Re-examine all that you have been told … dismiss that which insults your soul.
[Walt Whitman]


Realise that you don’t know how lucky you are to live in a country that says, “No, the clergy cannot determine through the state what you may think, what you may do, with whom you may sleep, what you may eat, what you may read”.
[Christopher Hitchens]


Do not spring vengeance upon a defecating enemy and do not disturb him … it dishonours you to harm someone in that condition … In public, your bottom should emit no secret winds past your thighs. It disgraces you if other people notice any of your smelly filth.
[The Book of the Civilised Man; 12th century table manners]


Get a bicycle. You will not regret it, if you live.
[Mark Twain]


A man can be himself only so long as he is alone; and if he does not love solitude, he will not love freedom; for it is only when he is alone that he is really free.
[Arthur Schopenhauer]


Shit life syndrome is by far the biggest determinant of ill-health. We all need decent jobs, diets, a living income, green space, shelter, security, friends, clean air, purpose & kindness. If we focus on these, the economy & NHS will thrive. If we don’t, chronic illness will win.
[Dr Phil Hammond, Twitter]


Aristotle and Maslow both accepted that basic needs such as physiological (food, health and clothing); safety (shelter, education, job security); love & belonging needs (friendship), must exist before an individual, or society, can thrive & develop.

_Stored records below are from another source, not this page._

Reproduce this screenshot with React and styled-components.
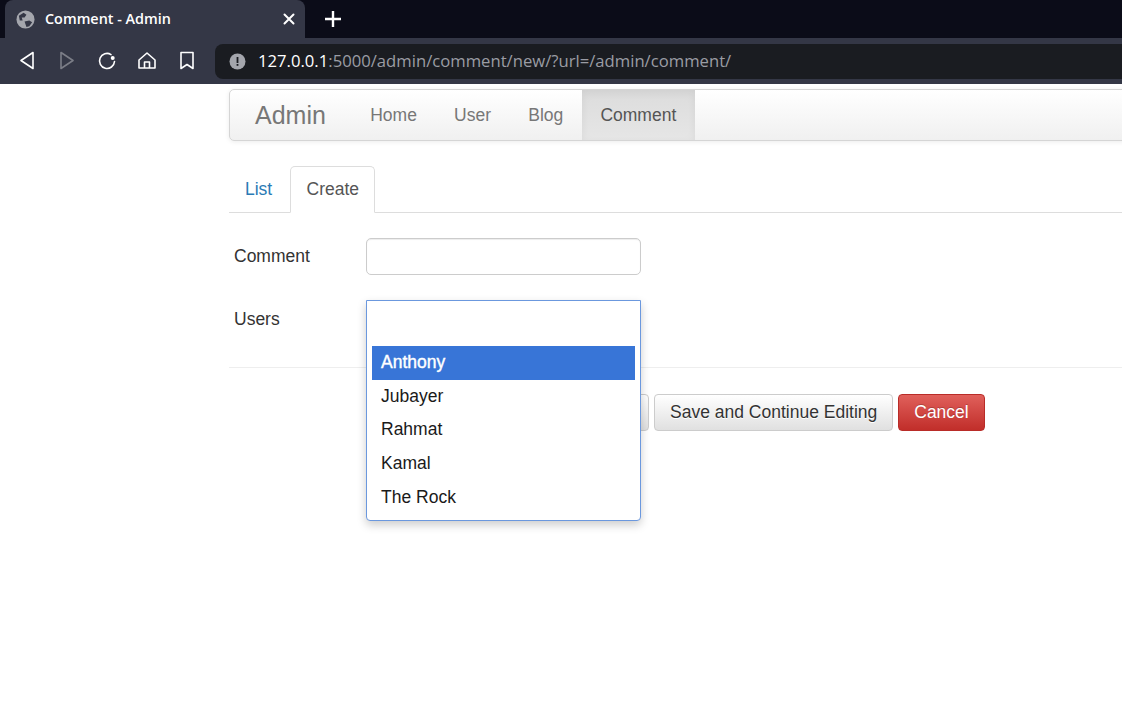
import React from "react";
import styled, { createGlobalStyle } from "styled-components";

const Global = createGlobalStyle`
  html, body { margin: 0; padding: 0; background: #fff; }
  body { width: 1122px; height: 702px; overflow: hidden; font-family: "Liberation Sans", Arial, sans-serif; }
  * { box-sizing: border-box; }
`;

const Browser = styled.div`width: 1122px; height: 702px; overflow: hidden; display: flex; flex-direction: column;`;
const TabStrip = styled.div`height: 38px; background: #0b0c18; display: flex; align-items: stretch; padding-left: 5px; flex: none;`;
const Tab = styled.div`
  width: 300px; background: #343746; border-radius: 8px 8px 0 0; display: flex; align-items: center;
  padding: 0 6px 0 11px; gap: 10px; color: #fff; font: 600 14.4px "Open Sans", sans-serif;
`;
const TabTitle = styled.span`flex: 1; white-space: nowrap; padding-bottom: 2px;`;
const NewTab = styled.div`width: 56px; display: flex; align-items: center; justify-content: center;`;
const Toolbar = styled.div`height: 46px; background: #343746; display: flex; align-items: center; padding: 0 0 0 7px; flex: none;`;
const ToolButton = styled.div`width: 40px; height: 36px; display: flex; align-items: center; justify-content: center; opacity: ${p => (p.$dim ? 0.35 : 1)};`;
const UrlBar = styled.div`
  flex: 1; height: 35px; margin-left: 8px; background: #1a1c21; border-radius: 8px 0 0 8px; display: flex; align-items: center;
  padding-left: 14px; gap: 12px; font: 16.67px "Open Sans", sans-serif; color: #9a9ca4; white-space: nowrap;
`;
const UrlText = styled.span`padding-bottom: 2px;`;
const Host = styled.span`color: #fff;`;

const Page = styled.div`flex: 1; padding: 5px 0 0 229px; position: relative; overflow: hidden; font-size: 17.5px; color: #333;`;
const Navbar = styled.nav`
  width: 1000px; height: 52px; display: flex; align-items: stretch; border: 1px solid #d5d5d5; border-radius: 5px;
  background: linear-gradient(to bottom, #fff 0%, #f0f0f0 100%); box-shadow: 0 1px 5px rgba(0,0,0,.08);
`;
const Brand = styled.div`width: 121.6px; padding-left: 25px; font-size: 25px; line-height: 50px; color: #777;`;
const NavItem = styled.div`
  padding: 0 18.6px; line-height: 50px; color: ${p => (p.$active ? "#555" : "#777")};
  background: ${p => (p.$active ? "linear-gradient(to bottom, #dcdcdc, #e6e6e6)" : "none")};
  box-shadow: ${p => (p.$active ? "inset 0 3px 9px rgba(0,0,0,.06)" : "none")};
`;
const Tabs = styled.div`margin-top: 25px; height: 47px; width: 1000px; border-bottom: 1px solid #ddd; display: flex; align-items: stretch;`;
const ListTab = styled.div`width: 61px; padding: 12px 0 0 16px; color: #2a7ab5; line-height: 22px;`;
const ActiveTab = styled.div`
  width: 85px; height: 47px; padding: 11px 0 0 15.5px; line-height: 22px; color: #555; background: #fff;
  border: 1px solid #ddd; border-bottom-color: #fff; border-radius: 5px 5px 0 0;
`;
const Form = styled.div`margin: 25px 0 0;`;
const FormRow = styled.div`display: flex; align-items: flex-start; padding-left: 5px; height: ${p => p.$h}px;`;
const Label = styled.label`width: 132px; line-height: 22px; padding-top: ${p => p.$top}px; color: #333;`;
const Input = styled.div`width: 275px; height: 37px; border: 1px solid #ccc; border-radius: 5px; background: #fff; box-shadow: inset 0 1px 1px rgba(0,0,0,.075);`;
const Select = styled.div`position: relative; width: 275px;`;
const Dropdown = styled.div`
  position: absolute; z-index: 2; left: 0; top: 0; width: 275px; height: 221px; background: #fff;
  border: 1px solid #6b98de; border-radius: 0 0 4px 4px; padding: 45px 5px 0; box-shadow: 0 4px 10px rgba(0,0,0,.2);
`;
const Option = styled.div`
  height: 33.7px; line-height: 33px; padding-left: 9px; color: ${p => (p.$on ? "#fff" : "#1a1a1a")};
  background: ${p => (p.$on ? "#3875d7" : "transparent")};
  -webkit-text-stroke: ${p => (p.$on ? "0.4px #fff" : "0")};
`;
const Divider = styled.hr`width: 1000px; margin: 0; border: 0; border-top: 1px solid #eee;`;
const Actions = styled.div`margin: 26px 0 0 137px; display: flex; gap: 5px; white-space: nowrap;`;
const Button = styled.div`
  height: 37px; line-height: 35px; padding: 0 15px; border-radius: 4px; text-align: center; width: ${p => p.$w}px;
  ${p => p.$danger
    ? "color:#fff;border:1px solid #b92c28;background:linear-gradient(to bottom,#e0605b,#c12e2a);text-shadow:0 -1px 0 rgba(0,0,0,.2);"
    : "color:#333;border:1px solid #ccc;background:linear-gradient(to bottom,#fff,#e0e0e0);text-shadow:0 1px 0 #fff;"}
`;

const Stroke = ({ size = 20, children, color = "#fff", width = 1.6 }) => (
  <svg width={size} height={size} viewBox="0 0 20 20" fill="none" stroke={color} strokeWidth={width} strokeLinejoin="round" strokeLinecap="round">{children}</svg>
);

export default function App() {
  return (
    <Browser>
      <Global />
      <TabStrip>
        <Tab>
          <svg width="19" height="19" viewBox="0 0 20 20">
            <circle cx="10" cy="10" r="9.5" fill="#a4a6ad" />
            <path d="M3 6 L8 3 L11 5 L9 8 L6 8 L7 11 L4 11 Z M9 12 L14 11 L17 13 L14 17 L11 18 L10 15 Z" fill="#343746" />
          </svg>
          <TabTitle>Comment - Admin</TabTitle>
          <Stroke size={20} width={2}><path d="M5.5 5.5 L14.5 14.5 M14.5 5.5 L5.5 14.5" /></Stroke>
        </Tab>
        <NewTab>
          <svg width="16" height="16" viewBox="0 0 16 16" stroke="#fff" strokeWidth="2.4"><path d="M8 0 V16 M0 8 H16" /></svg>
        </NewTab>
      </TabStrip>
      <Toolbar>
        <ToolButton><Stroke><path d="M16 1.5 L4 9.5 L16 17.5 Z" /></Stroke></ToolButton>
        <ToolButton $dim><Stroke><path d="M4 1.5 L16 9.5 L4 17.5 Z" /></Stroke></ToolButton>
        <ToolButton>
          <Stroke><path d="M14 3.6 A7.5 7.5 0 1 0 17.5 10.5" /><circle cx="15.7" cy="7" r="1.2" fill="#fff" /></Stroke>
        </ToolButton>
        <ToolButton>
          <Stroke><path d="M2 9 L10 2 L18 9 V17 H2 Z M7.5 17 V11 H12.5 V17" /></Stroke>
        </ToolButton>
        <ToolButton><Stroke><path d="M4 1.5 H16 V17.5 L10 13.5 L4 17.5 Z" /></Stroke></ToolButton>
        <UrlBar>
          <svg width="17" height="17" viewBox="0 0 17 17">
            <circle cx="8.5" cy="8.5" r="8" fill="#a4a6ad" />
            <rect x="7.6" y="4" width="1.8" height="6" fill="#1a1c21" />
            <rect x="7.6" y="11" width="1.8" height="1.8" fill="#1a1c21" />
          </svg>
          <UrlText><Host>127.0.0.1</Host>:5000/admin/comment/new/?url=/admin/comment/</UrlText>
        </UrlBar>
      </Toolbar>
      <Page>
        <Navbar>
          <Brand>Admin</Brand>
          <NavItem>Home</NavItem>
          <NavItem>User</NavItem>
          <NavItem>Blog</NavItem>
          <NavItem $active>Comment</NavItem>
        </Navbar>
        <Tabs>
          <ListTab>List</ListTab>
          <ActiveTab>Create</ActiveTab>
        </Tabs>
        <Form>
          <FormRow $h={62}>
            <Label $top={7}>Comment</Label>
            <Input />
          </FormRow>
          <FormRow $h={67}>
            <Label $top={8}>Users</Label>
            <Select>
              <Dropdown>
                <Option $on>Anthony</Option>
                <Option>Jubayer</Option>
                <Option>Rahmat</Option>
                <Option>Kamal</Option>
                <Option>The Rock</Option>
              </Dropdown>
            </Select>
          </FormRow>
          <Divider />
          <Actions>
            <Button $w={66} />
            <Button $w={212} />
            <Button $w={239}>Save and Continue Editing</Button>
            <Button $w={87} $danger>Cancel</Button>
          </Actions>
        </Form>
      </Page>
    </Browser>
  );
}
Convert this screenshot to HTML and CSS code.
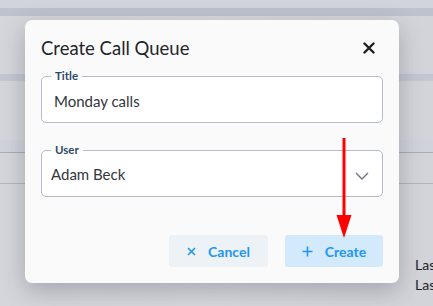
FILE: index.html
```html
<!DOCTYPE html>
<html lang="en">
<head>
    <meta charset="UTF-8">
    <meta name="viewport" content="width=device-width, initial-scale=1.0">
    <title>Create Call Queue</title>
    <link rel="stylesheet" href="styles.css">
</head>
<body>
    <div class="page">
        <div class="bar bar-top"></div>
        <div class="bar bar-dark"></div>
        <div class="gap gap-1"></div>
        <div class="bar bar-mid"></div>
        <div class="gap gap-2"></div>
        <div class="bar bar-light"></div>
        <div class="table-row"></div>
        <div class="last-list">
            <span>Last</span>
            <span>Last</span>
        </div>
    </div>

    <div class="dialog">
        <div class="dialog-head">
            <h2>Create Call Queue</h2>
            <button class="close-btn" aria-label="Close">
                <svg width="12" height="12" viewBox="0 0 12 12">
                    <path d="M1.5 1.5 L10.5 10.5 M10.5 1.5 L1.5 10.5" stroke="#1c1f26" stroke-width="2.4" stroke-linecap="round"/>
                </svg>
            </button>
        </div>

        <fieldset class="field field-title">
            <legend>Title</legend>
            <div class="field-value">Monday calls</div>
        </fieldset>

        <fieldset class="field field-select">
            <legend>User</legend>
            <div class="field-value">Adam Beck</div>
            <svg class="chevron" width="14" height="8" viewBox="0 0 14 8">
                <path d="M1 1 L7 7 L13 1" fill="none" stroke="#6d7480" stroke-width="1.4"/>
            </svg>
        </fieldset>

        <div class="actions">
            <button class="btn btn-cancel">
                <svg width="9" height="9" viewBox="0 0 9 9">
                    <path d="M1 1 L8 8 M8 1 L1 8" stroke="#2196f3" stroke-width="1.6"/>
                </svg>
                Cancel
            </button>
            <button class="btn btn-create">
                <svg width="11" height="11" viewBox="0 0 11 11">
                    <path d="M5.5 0.5 V10.5 M0.5 5.5 H10.5" stroke="#2196f3" stroke-width="1.6"/>
                </svg>
                Create
            </button>
        </div>
    </div>

    <!-- annotation arrow pointing at Create -->
    <svg class="arrow" width="20" height="102" viewBox="0 0 20 102">
        <path d="M10 0 V80" stroke="#ff0000" stroke-width="3"/>
        <path d="M2.5 77 L17.5 77 L10 100 Z" fill="#ff0000"/>
    </svg>
</body>
</html>
```

FILE: styles.css
```css
body {
    margin: 0;
    width: 433px;
    height: 306px;
    overflow: hidden;
    font-family: "Lato", "Open Sans", sans-serif;
    background: #d6d8dd;
}

/* Dimmed page behind the dialog */
.page {
    height: 306px;
    background: linear-gradient(90deg, #d4d6db, #d8d9de 50%, #d2d4d9);
}

.bar-top {
    height: 8px;
    background: #d1d4db;
}

.bar-dark {
    height: 8px;
    background: #bcc2ce;
}

.gap-1 {
    height: 58px;
}

.bar-mid {
    height: 7px;
    background: #c2c7d2;
}

.gap-2 {
    height: 59px;
}

.bar-light {
    height: 12px;
    background: #d0d3db;
}

.table-row {
    height: 30px;
    border-top: 1px solid #a9adb5;
    border-bottom: 1px solid #b3b6bd;
}

.last-list {
    display: flex;
    flex-direction: column;
    align-items: flex-start;
    gap: 3px;
    padding: 72px 0 0 415px;
    font-size: 14px;
    color: #202226;
}

/* Dialog */
.dialog {
    position: absolute;
    left: 25px;
    top: 20px;
    width: 342px;
    padding: 16px;
    background: #fafafa;
    border-radius: 7px;
    box-shadow: 0 8px 24px rgba(40, 44, 56, 0.28);
}

.dialog-head {
    display: flex;
    justify-content: space-between;
    align-items: center;
    height: 24px;
}

.dialog-head h2 {
    margin: 0;
    font-size: 18.5px;
    font-weight: 400;
    color: #22252b;
}

.close-btn {
    border: none;
    background: none;
    padding: 0;
    margin-right: 8px;
    display: flex;
}

/* Outlined fields */
.field {
    position: relative;
    margin: 10px 0 0 0;
    padding: 0 12px;
    border: 1px solid #b5bcc6;
    border-radius: 5px;
    background: #ffffff;
}

.field legend {
    padding: 0 4px;
    margin-left: -3px;
    font-size: 11.5px;
    font-weight: 700;
    color: #2e4a68;
    line-height: 12px;
}

.field-value {
    font-size: 15px;
    color: #33363c;
    line-height: 38px;
    padding-bottom: 2px;
}

.field-select {
    margin-top: 21px;
    padding: 0 9px;
}

.field-select legend {
    margin-left: 0;
}

.field-select .field-value {
    line-height: 36px;
    padding-bottom: 4px;
}

.chevron {
    position: absolute;
    right: 13px;
    top: 16px;
}

/* Buttons */
.actions {
    display: flex;
    justify-content: flex-end;
    gap: 17px;
    margin-top: 38px;
}

.btn {
    display: flex;
    align-items: center;
    justify-content: center;
    gap: 12px;
    width: 99px;
    height: 32px;
    border: none;
    border-radius: 3px;
    font-family: inherit;
    font-size: 14px;
    font-weight: 700;
    color: #2196f3;
}

.btn-cancel {
    background: #edf2f7;
}

.btn-create {
    width: 98px;
    background: #d3e9fc;
}

.arrow {
    position: absolute;
    left: 334px;
    top: 138px;
}
```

Ignore these and society fails.
[Martin Myers, Twitter]


Women, as they get older, become juicier and sexier, more embedded in their truth and who they are, more powerful, and more able to walk through the world caring less. And that is an empowering thing.
[Kate Winslet]


We can complain because rose bushes have thorns, or we can rejoice because thorn bushes have roses.
[Abraham Lincoln]


Seek out a tree and let it teach you stillness.
[Eckhart Tolle]


In all history there is no war which was not hatched by the governments, the governments alone, independent of the interests of the people, to whom war is always pernicious even when successful.
[Leo Tolstoy]


People think because a novel’s invented, it isn’t true. Exactly the reverse is the case. Because a novel’s invented, it is true. Biography and memoirs can never be wholly true, since they can’t include every conceivable circumstance of what happened. The novel can do that. The novelist himself lays it down. His decision is binding. The biographer, even at his highest and best, can be only tentative, empirical. The autobiographer, for his part, is imprisoned in his own egotism. He must always be suspect. In contrast with the other two, the novelist is a god, creating his man, making him breathe and walk. The man, created in his own image, provides information about the god. In a sense you know more about Balzac and Dickens from their novels, than Rousseau and Casanova from their Confessions.